1. A ground shaped by its surroundings
Carrow Road sits tight to the River Wensum, a location that has influenced everything from access routes to the compact feel inside the stadium. You notice it immediately on matchday. Streets funnel supporters straight towards the turnstiles, and the ground feels part of the city rather than dropped on its edge.
2. A capacity that keeps things close
With a capacity just over 27,000, Carrow Road stays intimate even when sold out. There are few wasted corners and very little distance between stands and pitch. That closeness is a big reason why visiting teams often talk about noise travelling sharply across the ground.
| Stand | Capacity (approx.) |
|---|---|
| The Barclay End | 9,000 |
| River End | 5,000 |
| City Stand | 4,500 |
| Regency Security Stand | 8,500 |
3. The Barclay sets the tone
The Barclay End is the emotional engine of the stadium. It has long been home to the loudest regulars and the quickest reactions. Early kick offs do not soften it much. When Norwich start fast, the Barclay usually does too.
4. A crowd that knows its football
Carrow Road crowds have a reputation for being vocal without being constant. There are moments of calm, followed by sharp bursts of noise when something matters. It reflects a fanbase that watches closely and reacts to patterns of play rather than chanting on autopilot.
5. Matchday routines that rarely change
Fans tend to arrive early, especially for league fixtures. Pubs along King Street and Thorpe Road fill steadily rather than in a last minute rush. Inside the ground, queues build well before kick off, and seats are taken earlier than at many modern stadiums.
6. Historic rivals still shape the mood
Fixtures against Ipswich Town remain the emotional high point, even in seasons when the clubs do not meet. When they do, the atmosphere tightens noticeably. Songs are sharper, tackles feel heavier, and the crowd stays engaged well beyond the final whistle.
Head to head snapshot: East Anglian Derby (league games)
| Result type | Norwich City | Ipswich Town |
|---|---|---|
| Wins | 59 | 44 |
| Draws | 44 | 44 |
| Goals scored | 206 | 186 |
7. Visiting giants feel the pressure
Carrow Road has produced some famous results against bigger clubs. The stadium does not overwhelm through size, but through concentration. When Norwich score first, the crowd tends to stay loud rather than celebratory, as if aware the job is not finished.
Selected home results vs major clubs
| Opponent | Competition | Result |
|---|---|---|
| Manchester United | Premier League | Norwich win |
| Manchester City | Premier League | Norwich win |
| Bayern Munich | UEFA Cup | Draw |
8. Sightlines that reward older design
Despite modern upgrades, Carrow Road retains the advantages of a traditional layout. Sightlines are clean, pillars are minimal, and most seats feel closer to the pitch than the raw capacity suggests. It is a ground where you watch details rather than just movement.

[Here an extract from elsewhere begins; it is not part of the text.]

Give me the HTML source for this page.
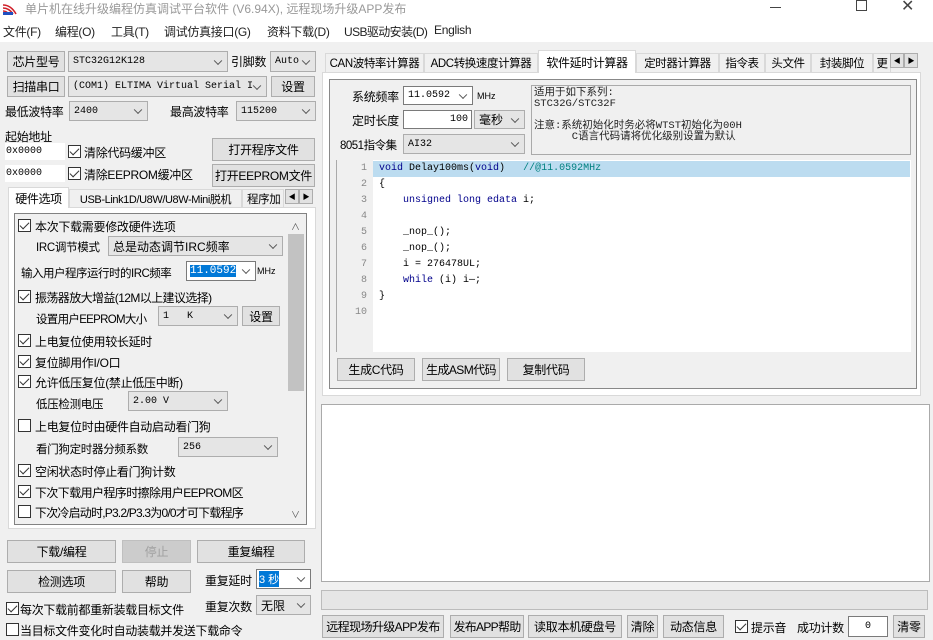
<!DOCTYPE html>
<html><head><meta charset="utf-8">
<style>
*{box-sizing:border-box;margin:0;padding:0}
body{width:933px;height:640px;background:#f0f0f0;position:relative;overflow:hidden;font-family:"Liberation Sans","Noto Sans CJK SC",sans-serif;font-size:12px;color:#000}
.a{position:absolute;white-space:nowrap}
.l{font-size:12px;letter-spacing:-0.3px}
.btn{position:absolute;background:#e1e1e1;border:1px solid #adadad;text-align:center;font-size:12px;display:flex;align-items:center;justify-content:center;white-space:nowrap;overflow:hidden;letter-spacing:-0.3px}
.cb{position:absolute;background:#fff;border:1px solid #7a7a7a;font-family:"Liberation Mono","Noto Sans CJK SC",monospace;font-size:10px;padding-left:3px;display:flex;align-items:center;white-space:nowrap;overflow:hidden}
.cmb{position:absolute;background:#e5e5e5;border:1px solid #adadad;font-family:"Liberation Mono","Noto Sans CJK SC",monospace;font-size:10px;padding-left:4px;display:flex;align-items:center;white-space:nowrap;overflow:hidden}
.cmb::after,.cb.dd::after{content:"";position:absolute;right:6px;top:50%;width:5px;height:5px;border-right:1px solid #555;border-bottom:1px solid #555;transform:translateY(-70%) rotate(45deg);background:inherit}
.chk{position:absolute;width:13px;height:13px;border:1px solid #333;background:#fff}
.chk.on::after{content:"";position:absolute;left:3px;top:0px;width:4px;height:8px;border-right:1.5px solid #333;border-bottom:1.5px solid #333;transform:rotate(45deg)}
.tab{position:absolute;border:1px solid #d9d9d9;border-bottom:none;background:#f0f0f0;text-align:center;font-size:11.5px;display:flex;align-items:center;justify-content:center;white-space:nowrap;overflow:hidden;letter-spacing:-0.4px}
.mono{font-family:"Liberation Mono","Noto Sans CJK SC",monospace}
.code{position:absolute;left:379px;font-family:"Liberation Mono",monospace;font-size:10px;height:16px;line-height:16px;white-space:pre}
.ln{position:absolute;left:340px;width:27px;text-align:right;font-family:"Liberation Mono",monospace;font-size:10px;color:#888;line-height:16px}
.kw{color:#00008b}
.m{position:absolute;top:23px;font-size:12px;color:#222;white-space:nowrap;letter-spacing:-0.3px}
</style></head><body>
<div class="a" style="left:0;top:0;width:933px;height:42px;background:#fff"></div>
<svg class="a" style="left:2px;top:2px" width="16" height="14"><path d="M1 3 Q9 3 14 12 M1 6 Q7 6 11 12 M1 9 Q4 9 7 12" stroke="#d0202a" stroke-width="1.6" fill="none"/><rect x="1" y="10" width="10" height="3" fill="#2050c0"/></svg>
<div class="a" style="left:25px;top:0px;font-size:12px;color:#999">单片机在线升级编程仿真调试平台软件 (V6.94X), 远程现场升级APP发布</div>
<div class="a" style="left:770px;top:7px;width:11px;height:1px;background:#444"></div>
<div class="a" style="left:856px;top:0px;width:11px;height:11px;border:1px solid #444"></div>
<div class="a" style="left:901px;top:-4px;font-size:16px;color:#444">✕</div>
<div class="m" style="left:3px">文件(F)</div>
<div class="m" style="left:55px">编程(O)</div>
<div class="m" style="left:111px">工具(T)</div>
<div class="m" style="left:164px">调试仿真接口(G)</div>
<div class="m" style="left:267px">资料下载(D)</div>
<div class="m" style="left:344px;letter-spacing:-0.6px">USB驱动安装(D)</div>
<div class="m" style="left:434px">English</div>

<div class="btn" style="left:7px;top:51px;width:58px;height:21px">芯片型号</div>
<div class="cmb" style="left:68px;top:51px;width:160px;height:21px">STC32G12K128</div>
<div class="a l" style="left:231px;top:53px">引脚数</div>
<div class="cmb" style="left:270px;top:51px;width:46px;height:21px">Auto</div>
<div class="btn" style="left:7px;top:76px;width:58px;height:21px">扫描串口</div>
<div class="cmb" style="left:68px;top:76px;width:199px;height:21px;padding-right:16px">(COM1) ELTIMA Virtual Serial I</div>
<div class="btn" style="left:271px;top:76px;width:44px;height:21px">设置</div>
<div class="a l" style="left:5px;top:103px">最低波特率</div>
<div class="cmb" style="left:69px;top:101px;width:79px;height:20px">2400</div>
<div class="a l" style="left:170px;top:103px">最高波特率</div>
<div class="cmb" style="left:236px;top:101px;width:80px;height:20px">115200</div>
<div class="a l" style="left:5px;top:128px">起始地址</div>
<div class="a mono" style="left:5px;top:143px;width:60px;height:17px;background:#fff;font-size:10px;padding:3px 1px">0x0000</div>
<div class="chk on" style="left:68px;top:145px"></div>
<div class="a l" style="left:84px;top:144px">清除代码缓冲区</div>
<div class="btn" style="left:212px;top:138px;width:103px;height:23px">打开程序文件</div>
<div class="a mono" style="left:5px;top:165px;width:60px;height:17px;background:#fff;font-size:10px;padding:3px 1px">0x0000</div>
<div class="chk on" style="left:68px;top:167px"></div>
<div class="a l" style="left:84px;top:166px">清除EEPROM缓冲区</div>
<div class="btn" style="left:212px;top:164px;width:103px;height:23px">打开EEPROM文件</div>

<div class="a" style="left:8px;top:207px;width:308px;height:322px;border:1px solid #d9d9d9;background:#fff"></div>
<div class="tab" style="left:8px;top:187px;width:61px;height:21px;background:#fff;font-size:12px">硬件选项</div>
<div class="tab" style="left:69px;top:189px;width:173px;height:18px;font-size:11px">USB-Link1D/U8W/U8W-Mini脱机</div>
<div class="tab" style="left:242px;top:189px;width:42px;height:18px;justify-content:flex-start;padding-left:4px">程序加</div>
<div class="btn" style="left:285px;top:189px;width:14px;height:15px;font-size:7px">◀</div>
<div class="btn" style="left:299px;top:189px;width:14px;height:15px;font-size:7px">▶</div>
<div class="a" style="left:14px;top:213px;width:293px;height:312px;border:1px solid #828282;background:#f0f0f0"></div>
<div class="a" style="left:288px;top:234px;width:16px;height:157px;background:#c2c2c2"></div>
<div class="a" style="left:291px;top:220px;font-size:9px;color:#555">∧</div>
<div class="a" style="left:291px;top:508px;font-size:9px;color:#555">∨</div>
<div class="chk on" style="left:18px;top:219px"></div><div class="a l" style="left:35px;top:218px">本次下载需要修改硬件选项</div>
<div class="a l" style="left:36px;top:239px;font-size:11.5px">IRC调节模式</div>
<div class="cmb" style="left:108px;top:236px;width:175px;height:20px;font-family:'Liberation Sans','Noto Sans CJK SC';font-size:12px">总是动态调节IRC频率</div>
<div class="a l" style="left:21px;top:265px;font-size:11.5px;letter-spacing:-0.5px">输入用户程序运行时的IRC频率</div>
<div class="cb dd" style="left:186px;top:261px;width:70px;height:20px"><span style="background:#0078d7;color:#fff;font-size:11px">11.0592</span></div>
<div class="a" style="left:257px;top:266px;font-size:9px">MHz</div>
<div class="chk on" style="left:18px;top:290px"></div><div class="a l" style="left:35px;top:289px;letter-spacing:-0.6px">振荡器放大增益(12M以上建议选择)</div>
<div class="a l" style="left:36px;top:311px;font-size:11.5px;letter-spacing:-0.7px">设置用户EEPROM大小</div>
<div class="cmb" style="left:158px;top:306px;width:80px;height:20px">1&nbsp;&nbsp;&nbsp;K</div>
<div class="btn" style="left:242px;top:306px;width:38px;height:20px">设置</div>
<div class="chk on" style="left:18px;top:334px"></div><div class="a l" style="left:35px;top:333px">上电复位使用较长延时</div>
<div class="chk on" style="left:18px;top:355px"></div><div class="a l" style="left:35px;top:354px">复位脚用作I/O口</div>
<div class="chk on" style="left:18px;top:375px"></div><div class="a l" style="left:35px;top:374px">允许低压复位(禁止低压中断)</div>
<div class="a l" style="left:36px;top:396px;font-size:11.5px">低压检测电压</div>
<div class="cmb" style="left:128px;top:391px;width:100px;height:20px">2.00 V</div>
<div class="chk" style="left:18px;top:419px"></div><div class="a l" style="left:35px;top:418px">上电复位时由硬件自动启动看门狗</div>
<div class="a l" style="left:36px;top:441px;font-size:11.5px">看门狗定时器分频系数</div>
<div class="cmb" style="left:178px;top:437px;width:100px;height:20px">256</div>
<div class="chk on" style="left:18px;top:464px"></div><div class="a l" style="left:35px;top:463px">空闲状态时停止看门狗计数</div>
<div class="chk on" style="left:18px;top:485px"></div><div class="a l" style="left:35px;top:484px;letter-spacing:-0.6px">下次下载用户程序时擦除用户EEPROM区</div>
<div class="chk" style="left:18px;top:505px"></div><div class="a l" style="left:35px;top:504px;letter-spacing:-0.8px">下次冷启动时,P3.2/P3.3为0/0才可下载程序</div>

<div class="btn" style="left:7px;top:540px;width:109px;height:23px">下载/编程</div>
<div class="btn" style="left:122px;top:540px;width:69px;height:23px;color:#a0a0a0;background:#ccc;border-color:#bfbfbf">停止</div>
<div class="btn" style="left:197px;top:540px;width:108px;height:23px">重复编程</div>
<div class="btn" style="left:7px;top:570px;width:109px;height:23px">检测选项</div>
<div class="btn" style="left:122px;top:570px;width:69px;height:23px">帮助</div>
<div class="a l" style="left:205px;top:572px">重复延时</div>
<div class="cb dd" style="left:256px;top:569px;width:55px;height:20px;padding-left:2px"><span style="background:#0078d7;color:#fff;font-size:11px;font-family:'Liberation Sans','Noto Sans CJK SC'">3 秒</span></div>
<div class="a l" style="left:205px;top:598px">重复次数</div>
<div class="cmb" style="left:256px;top:595px;width:55px;height:20px;font-size:12px;font-family:'Liberation Sans','Noto Sans CJK SC'">无限</div>
<div class="chk on" style="left:6px;top:602px"></div><div class="a l" style="left:20px;top:601px">每次下载前都重新装载目标文件</div>
<div class="chk" style="left:6px;top:623px"></div><div class="a l" style="left:20px;top:622px">当目标文件变化时自动装载并发送下载命令</div>

<div class="a" style="left:322px;top:72px;width:599px;height:324px;border:1px solid #d9d9d9;background:#fff"></div>
<div class="tab" style="left:325px;top:53px;width:99px;height:19px">CAN波特率计算器</div>
<div class="tab" style="left:424px;top:53px;width:114px;height:19px">ADC转换速度计算器</div>
<div class="tab" style="left:538px;top:50px;width:98px;height:23px;background:#fff;font-size:12px">软件延时计算器</div>
<div class="tab" style="left:636px;top:53px;width:83px;height:19px">定时器计算器</div>
<div class="tab" style="left:719px;top:53px;width:46px;height:19px">指令表</div>
<div class="tab" style="left:765px;top:53px;width:46px;height:19px">头文件</div>
<div class="tab" style="left:811px;top:53px;width:62px;height:19px">封装脚位</div>
<div class="tab" style="left:873px;top:53px;width:18px;height:19px">更</div>
<div class="btn" style="left:890px;top:53px;width:14px;height:15px;font-size:7px">◀</div>
<div class="btn" style="left:904px;top:53px;width:14px;height:15px;font-size:7px">▶</div>
<div class="a" style="left:329px;top:79px;width:588px;height:310px;border:1px solid #888;background:#f0f0f0"></div>
<div class="a l" style="left:352px;top:88px">系统频率</div>
<div class="cmb" style="left:403px;top:86px;width:70px;height:19px;background:#fff;border-color:#7a7a7a">11.0592</div>
<div class="a" style="left:477px;top:91px;font-size:9px">MHz</div>
<div class="a l" style="left:352px;top:112px">定时长度</div>
<div class="cb" style="left:403px;top:110px;width:69px;height:19px;justify-content:flex-end;padding-right:3px">100</div>
<div class="cmb" style="left:474px;top:110px;width:51px;height:19px;font-size:12px;font-family:'Liberation Sans','Noto Sans CJK SC'">毫秒</div>
<div class="a l" style="left:340px;top:137px;font-size:11.5px;letter-spacing:-0.5px">8051指令集</div>
<div class="cmb" style="left:403px;top:134px;width:122px;height:20px">AI32</div>
<div class="a mono" style="left:531px;top:85px;width:380px;height:70px;border:1px solid #aaa;background:#f0f0f0;font-size:10.5px;line-height:11px;padding:2px;white-space:pre;color:#222">适用于如下系列:
STC32G/STC32F

注意:系统初始化时务必将WTST初始化为00H
      C语言代码请将优化级别设置为默认</div>
<div class="a" style="left:336px;top:160px;width:575px;height:192px;background:#fff;border-left:1px solid #aaa"></div>
<div class="a" style="left:337px;top:160px;width:36px;height:192px;background:#f0f0f0"></div>
<div class="a" style="left:373px;top:161px;width:537px;height:16px;background:#bcdcf0"></div>
<div class="ln" style="top:161px">1</div><div class="ln" style="top:177px">2</div><div class="ln" style="top:193px">3</div><div class="ln" style="top:209px">4</div><div class="ln" style="top:225px">5</div><div class="ln" style="top:241px">6</div><div class="ln" style="top:257px">7</div><div class="ln" style="top:273px">8</div><div class="ln" style="top:289px">9</div><div class="ln" style="top:305px">10</div>
<div class="code" style="top:161px"><span class="kw">void</span> Delay100ms(<span class="kw">void</span>)   <span style="color:#008080">//@11.0592MHz</span></div>
<div class="code" style="top:177px">{</div>
<div class="code" style="top:193px">    <span class="kw">unsigned long edata</span> i;</div>
<div class="code" style="top:225px">    _nop_();</div>
<div class="code" style="top:241px">    _nop_();</div>
<div class="code" style="top:257px">    i = 276478UL;</div>
<div class="code" style="top:273px">    <span class="kw">while</span> (i) i—;</div>
<div class="code" style="top:289px">}</div>
<div class="btn" style="left:337px;top:358px;width:78px;height:23px">生成C代码</div>
<div class="btn" style="left:422px;top:358px;width:78px;height:23px;letter-spacing:-0.6px">生成ASM代码</div>
<div class="btn" style="left:507px;top:358px;width:78px;height:23px">复制代码</div>
<div class="a" style="left:321px;top:404px;width:609px;height:178px;background:#fff;border:1px solid #aaa"></div>
<div class="a" style="left:321px;top:590px;width:607px;height:20px;background:#e6e6e6;border:1px solid #bcbcbc"></div>
<div class="btn" style="left:322px;top:615px;width:122px;height:23px;letter-spacing:-0.6px">远程现场升级APP发布</div>
<div class="btn" style="left:450px;top:615px;width:74px;height:23px;letter-spacing:-0.7px">发布APP帮助</div>
<div class="btn" style="left:528px;top:615px;width:94px;height:23px">读取本机硬盘号</div>
<div class="btn" style="left:627px;top:615px;width:31px;height:23px">清除</div>
<div class="btn" style="left:663px;top:615px;width:61px;height:23px">动态信息</div>
<div class="chk on" style="left:735px;top:620px"></div><div class="a l" style="left:751px;top:619px">提示音</div>
<div class="a l" style="left:797px;top:619px">成功计数</div>
<div class="cb" style="left:848px;top:616px;width:40px;height:21px;justify-content:center;padding:0">0</div>
<div class="btn" style="left:893px;top:615px;width:32px;height:23px">清零</div>
</body></html>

9. Noise behaves differently here
Because of the enclosed corners and stand height, sound tends to roll rather than echo. Chants pick up quickly and fade fast, which keeps the atmosphere dynamic. A single incident can flip the volume in seconds, for better or worse.
10. A matchday that feels local
Above all, Carrow Road feels like it belongs to Norwich rather than football tourism. You see the same faces, hear the same arguments, and sense a shared memory of good and bad seasons. That continuity gives matchdays a grounded, lived in quality.
Carrow Road at a glance
| Detail | Data |
|---|---|
| Home club | Norwich City |
| Opened | 1935 |
| Capacity | 27,244 |
| Record attendance | 43,984 |
| Location | Norwich city centre |
Carrow Road does not try to impress with scale or spectacle. Its matchdays are defined by familiarity, proximity, and a crowd that reacts like it has seen it all before. That combination makes it one of the more quietly distinctive grounds in English football.